Looks at the hidden costs of the supermarket shop, including time, fuel etc. and long term changes. The benefits of preparing food at home can’t really be judged financially, but the programme will look at some such as better control over what you consume. It will cover the pros and cons of buying organic, the time saving opportunities of delivery and benefits of shopping locally (tieing in to the 2 mile challenge).

From low-flush toilets to solar heating. Also, brown water recycling and is a dishwasher more water efficient than cleaning in the sink (I’m pretty sure it’s more efficient than the way I do it).

Double glazing; orientation- would it be beneficial to enlarge South facing windows and brick up a few North facing ones; solar heating and designing the house for air flow without needing air conditioning.

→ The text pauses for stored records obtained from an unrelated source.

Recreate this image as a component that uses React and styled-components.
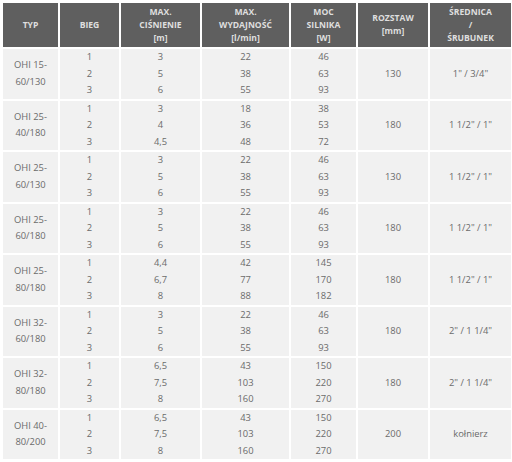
import React from "react";
import styled, { createGlobalStyle } from "styled-components";

const GlobalStyle = createGlobalStyle`
  html, body {
    margin: 0;
    padding: 0;
    background: #ffffff;
  }
  body {
    font-family: "Open Sans", "Liberation Sans", sans-serif;
  }
`;

const COLUMNS = [
  { width: 55, label: ["TYP"] },
  { width: 59, label: ["BIEG"] },
  { width: 79, label: ["MAX.", "CIŚNIENIE", "[m]"] },
  { width: 87, label: ["MAX.", "WYDAJNOŚĆ", "[l/min]"] },
  { width: 65, label: ["MOC", "SILNIKA", "[W]"] },
  { width: 70, label: ["ROZSTAW", "[mm]"] },
  { width: 81, label: ["ŚREDNICA", "/", "ŚRUBUNEK"] },
];

const pumps = [
  { type: ["OHI 15-", "60/130"], pressure: ["3", "5", "6"], flow: ["22", "38", "55"], power: ["46", "63", "93"], spacing: "130", size: "1\" / 3/4\"" },
  { type: ["OHI 25-", "40/180"], pressure: ["3", "4", "4,5"], flow: ["18", "36", "48"], power: ["38", "53", "72"], spacing: "180", size: "1 1/2\" / 1\"" },
  { type: ["OHI 25-", "60/130"], pressure: ["3", "5", "6"], flow: ["22", "38", "55"], power: ["46", "63", "93"], spacing: "130", size: "1 1/2\" / 1\"" },
  { type: ["OHI 25-", "60/180"], pressure: ["3", "5", "6"], flow: ["22", "38", "55"], power: ["46", "63", "93"], spacing: "180", size: "1 1/2\" / 1\"" },
  { type: ["OHI 25-", "80/180"], pressure: ["4,4", "6,7", "8"], flow: ["42", "77", "88"], power: ["145", "170", "182"], spacing: "180", size: "1 1/2\" / 1\"" },
  { type: ["OHI 32-", "60/180"], pressure: ["3", "5", "6"], flow: ["22", "38", "55"], power: ["46", "63", "93"], spacing: "180", size: "2\" / 1 1/4\"" },
  { type: ["OHI 32-", "80/180"], pressure: ["6,5", "7,5", "8"], flow: ["43", "103", "160"], power: ["150", "220", "270"], spacing: "180", size: "2\" / 1 1/4\"" },
  { type: ["OHI 40-", "80/200"], pressure: ["6,5", "7,5", "8"], flow: ["43", "103", "160"], power: ["150", "220", "270"], spacing: "200", size: "kołnierz" },
];

const Wrapper = styled.div`
  padding: 1px 0 0 1px;
`;

const Table = styled.table`
  border-collapse: separate;
  border-spacing: 2px;
  table-layout: fixed;
  width: 512px;
`;

const HeadCell = styled.th`
  background: #5f5f5f;
  color: #dedede;
  font-size: 8.6px;
  font-weight: 700;
  line-height: 13px;
  text-align: center;
  vertical-align: middle;
  height: 44px;
  padding: 0 2px;
`;

const Cell = styled.td`
  background: #f1f1f1;
  color: #6b6b6b;
  font-size: 9.4px;
  line-height: 16.5px;
  text-align: center;
  vertical-align: middle;
  height: 49.4px;
  padding: 0 2px;
`;

const Lines = ({ items }) =>
  items.map((line, i) => (
    <React.Fragment key={i}>
      {i > 0 && <br />}
      {line}
    </React.Fragment>
  ));

export default function App() {
  return (
    <>
      <GlobalStyle />
      <Wrapper>
        <Table>
          <colgroup>
            {COLUMNS.map((col, i) => (
              <col key={i} style={{ width: col.width }} />
            ))}
          </colgroup>
          <thead>
            <tr>
              {COLUMNS.map((col, i) => (
                <HeadCell key={i}>
                  <Lines items={col.label} />
                </HeadCell>
              ))}
            </tr>
          </thead>
          <tbody>
            {pumps.map((p, i) => (
              <tr key={i}>
                <Cell>
                  <Lines items={p.type} />
                </Cell>
                <Cell>
                  <Lines items={["1", "2", "3"]} />
                </Cell>
                <Cell>
                  <Lines items={p.pressure} />
                </Cell>
                <Cell>
                  <Lines items={p.flow} />
                </Cell>
                <Cell>
                  <Lines items={p.power} />
                </Cell>
                <Cell>{p.spacing}</Cell>
                <Cell>{p.size}</Cell>
              </tr>
            ))}
          </tbody>
        </Table>
      </Wrapper>
    </>
  );
}
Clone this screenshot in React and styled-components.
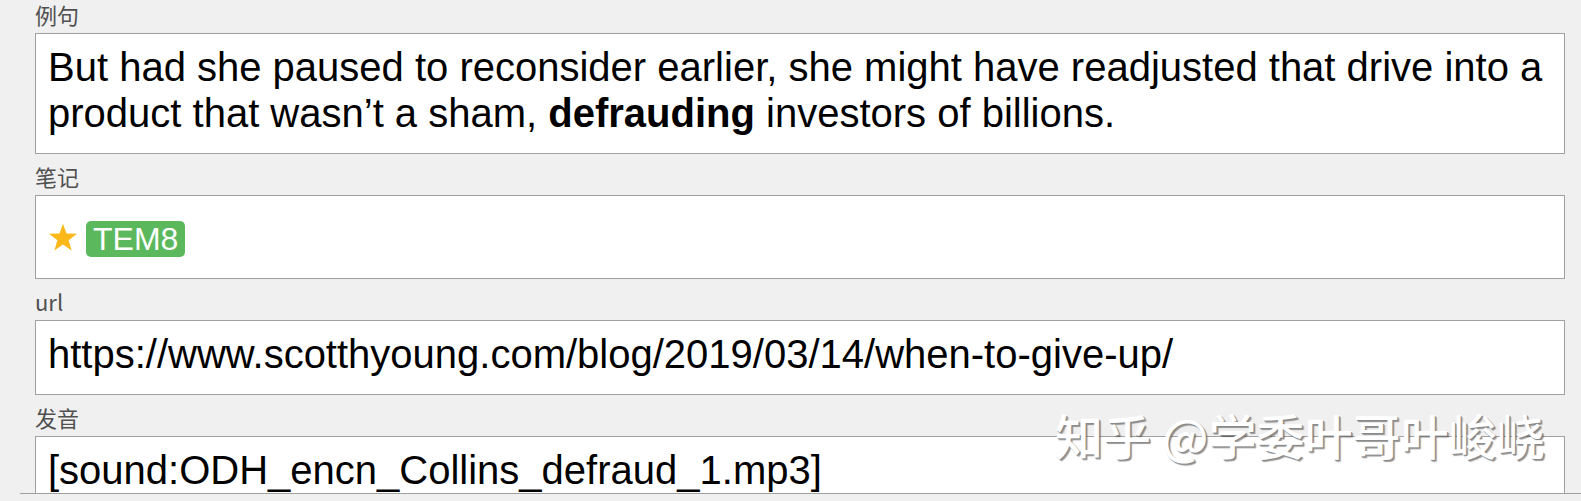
import styled, { createGlobalStyle } from 'styled-components'

const GlobalStyle = createGlobalStyle`
  html, body {
    margin: 0;
    padding: 0;
    background-color: #f0f0f0;
    overflow: hidden;
  }
`

const Page = styled.div`
  position: relative;
  height: 501px;
  background-color: #f0f0f0;
`

const Editor = styled.div`
  height: 493px;
  margin-left: 20px;
  padding: 0 16px 0 15px;
  border-bottom: 1px solid #a0a0a0;
  overflow: hidden;
`

const Fields = styled.div`
  display: flex;
  flex-direction: column;
`

const Field = styled.div`
  display: flex;
  flex-direction: column;

  & + & {
    margin-top: 8px;
  }
`

const Label = styled.div`
  font-family: "Noto Sans CJK SC", "Noto Sans", sans-serif;
  font-size: 22px;
  line-height: 28px;
  color: #505050;
  margin-bottom: 5px;
`

const Box = styled.div`
  background-color: #fff;
  border: 1px solid #a0a0a0;
  padding: 10px 12px 17px;
  font-family: "Liberation Sans", Arial, sans-serif;
  font-size: 40px;
  line-height: 46px;
  color: #000;
  white-space: pre-wrap;
`

const TagBox = styled(Box)`
  display: flex;
  align-items: flex-start;
  gap: 8px;
  padding: 25px 12px 21px;
`

const Star = styled.svg`
  width: 30px;
  height: 29px;
  margin-top: 2px;
  flex-shrink: 0;
`

const Tag = styled.span`
  display: inline-block;
  background-color: #5cb85c;
  color: #fff;
  font-size: 32px;
  line-height: 32px;
  padding: 2px 7px;
  border-radius: 5px;
`

const Watermark = styled.div`
  position: absolute;
  top: 408px;
  left: 1055px;
  font-family: "Noto Sans CJK SC", sans-serif;
  font-size: 48px;
  line-height: 52px;
  font-weight: 500;
  color: #fff;
  white-space: nowrap;
  text-shadow: 1px 1px 0 #8a8a8a, 2px 2px 1px rgba(0, 0, 0, 0.4);
  pointer-events: none;
`

const fields = [
  {
    label: '例句',
    content: (
      <>
        But had she paused to reconsider earlier, she might have readjusted that drive into a product that wasn’t a sham, <b>defrauding</b> investors of billions.
      </>
    ),
  },
  { label: '笔记', tags: ['TEM8'] },
  { label: 'url', content: 'https://www.scotthyoung.com/blog/2019/03/14/when-to-give-up/' },
  { label: '发音', content: '[sound:ODH_encn_Collins_defraud_1.mp3]' },
]

const StarIcon = () => (
  <Star viewBox="0 0 24 23">
    <path
      d="M12 0.5 L14.8 8.3 L23.2 8.5 L16.5 13.6 L18.9 21.8 L12 17 L5.1 21.8 L7.5 13.6 L0.8 8.5 L9.2 8.3 Z"
      fill="#fbb818"
    />
  </Star>
)

const App = () => {
  return (
    <Page>
      <GlobalStyle />
      <Editor>
        <Fields>
          {fields.map(field => (
            <Field key={field.label}>
              <Label>{field.label}</Label>
              {field.tags ? (
                <TagBox>
                  <StarIcon />
                  {field.tags.map(tag => (
                    <Tag key={tag}>{tag}</Tag>
                  ))}
                </TagBox>
              ) : (
                <Box>{field.content}</Box>
              )}
            </Field>
          ))}
        </Fields>
      </Editor>
      <Watermark>知乎 @学委叶哥叶峻峣</Watermark>
    </Page>
  )
}

export default App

Consumption- compare a week with filament bulbs to one with low energy lights (remind the participants that just because the lights use less power it doesn’t mean they should be left on all the time.); green energy providers; Solar power; wind power.

At the end of the series the participants will total up the money thay have spent, work out the savings they are making and assess whether they will break even within their chosen time period.